In terms of how to attach the cape I quickly realized that I was not a fan of anything that clasped at the neck, it wouldn’t match with my ~vision~ so I would have to figure out a different way to attaching the cape to the dress/me. There were a few styles that had clear elastic that attached at the front and back that you would slip under your armpit. While those would functionally work, I foresaw issues with lifting my arms as well as pictures since you would probably still see the elastic despite it being clear. In the end I decided to make a thread chain, attach it to the cape and add the hook portion of a hook and eye to the thread chain. I then sewed the eye portion to the inside of the top of the cups of my wedding dress (I had a semi ‘disney-princess’ moment sitting on my couch with my wedding dress in my lap hand stitching while my two bridesmaids were busily completing whatever harebrained DIY wedding craft I had come up with)
Actually, the entirety of cape was hand sewn now that I think of it…this was because both the lace and the silk veil material was so delicate. This was both a blessing and a curse, a blessing since it forced me to slow down during the crazy pre-wedding planning and a curse because I had to slow down during the crazy pre-wedding planning.

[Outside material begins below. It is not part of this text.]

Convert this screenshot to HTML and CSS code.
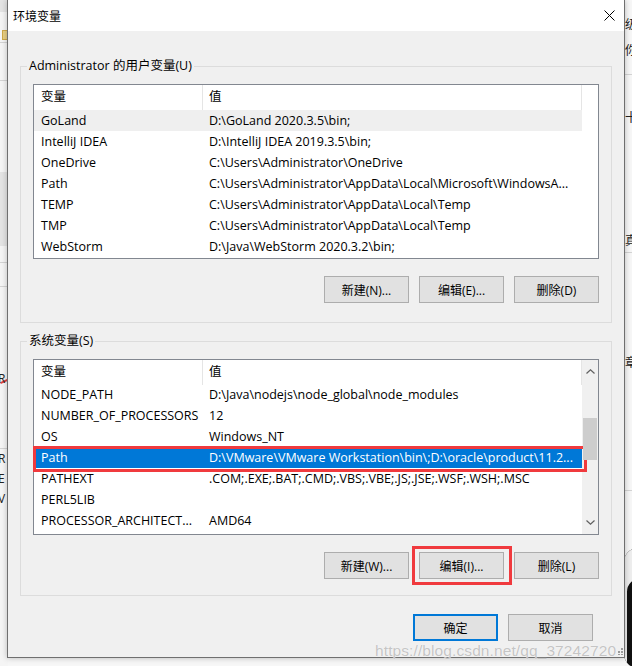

Luckily for me I had the brilliant idea to make a DIY ‘shoulder form’ that was surprisingly transportable so I could bring my cape project around to work on. Rachel and I spent a very warm summer day making a made to measure form using an old T-shirt, duct tape, and stuffing to make a Becca size form that I pinned my fabric and lace on to get the shaping right.
Together, Rachel and I first started by pinning on some colour matching tulle to provide a stiffer base for the lace portion to be built upon. This also allowed me to practice hand sewing the shoulder darts and cutting away the excess fabric. We then, painstakingly, matched out mirrored lace pieces and pinned them to the form and then carefully pinned out the darts. over the course of the next few weeks I sewed the darts in the lace and cut back the excess, and sewed the lace to to the tulle underneath providing the structure for the cape.
Following that process Rachel popped over for another cape filled afternoon where we removed the cape shoulders from the form (terrifying moment), pinned the silk veil material to it and I wore it while she made a rough cut of the length and shaping. We decided to leave the edges of veil raw, very on trend in the etsy wedding cape world, which saved us from having to hand sew the hem. This ended up being a wise decision as the wedding was outdoors and I did take a bunch of the forest with me as it caught in the veil, so it was easy to pull out the bigger bits from the unfinished hem and not heartbreaking as it would have been if we had spent all that time hemming the edges.
The final step of making the cape was to appliqué on some lace pieces to hide the shoulder darts. I have to fully thank Rachel for this portion as she used the skills she gained at a couture sewing course to carefully select matching portions of lace, cut them out, and hand sew the majority of the pieces to the cape for me. The job she did was amazing! One of my favourite pre-wedding memories will always be of Rachel happily hand sewing lace while sitting on our couch while I ran around sewing bridesmaids dresses and did other crafts with my bridesmaids. She said “I’m having so much fun sewing this lace, I’m so relaxed probably because it’s not my wedding!” and I loved it, it reminded me in that moment why I had decided to hand craft so much of our wedding, because I love making things! And that I didn’t have to stress about it! So I took a deep breath and kept on crafting :D
On the day of our wedding I was so excited to put on my dress and cape (Dress is by Rue De Seine by the way….It was actually a dress sample so in a way it was my something old!). Funny story, my dad really got into using the steamer to remove every wrinkle from my dress and veil (it was really cute!) he hung the veil on the door of patio while steaming it and then left it there while he steamed the dress. One of our photographers came around to take pictures and saw the veil and started snapping a few shots but was really confused as he thought that the veil was the dress and was shocked at how sheer it was! It was only when he went inside and saw the dress hanging that he understood! (speaking of photographers all of these pictures were taken by the amazing Cat and Jeff of The Apartment Photography, they did such an amazing job!!)
I really, really loved my cape and I was so glad that I decided to hand make it! It was so much fun to wear and take pictures with and I just loved how it turned out! And again a huge thank you to Rachel for helping me with all the hand sewing and teaching me some of her couture techniques! Couldn’t have done it without you!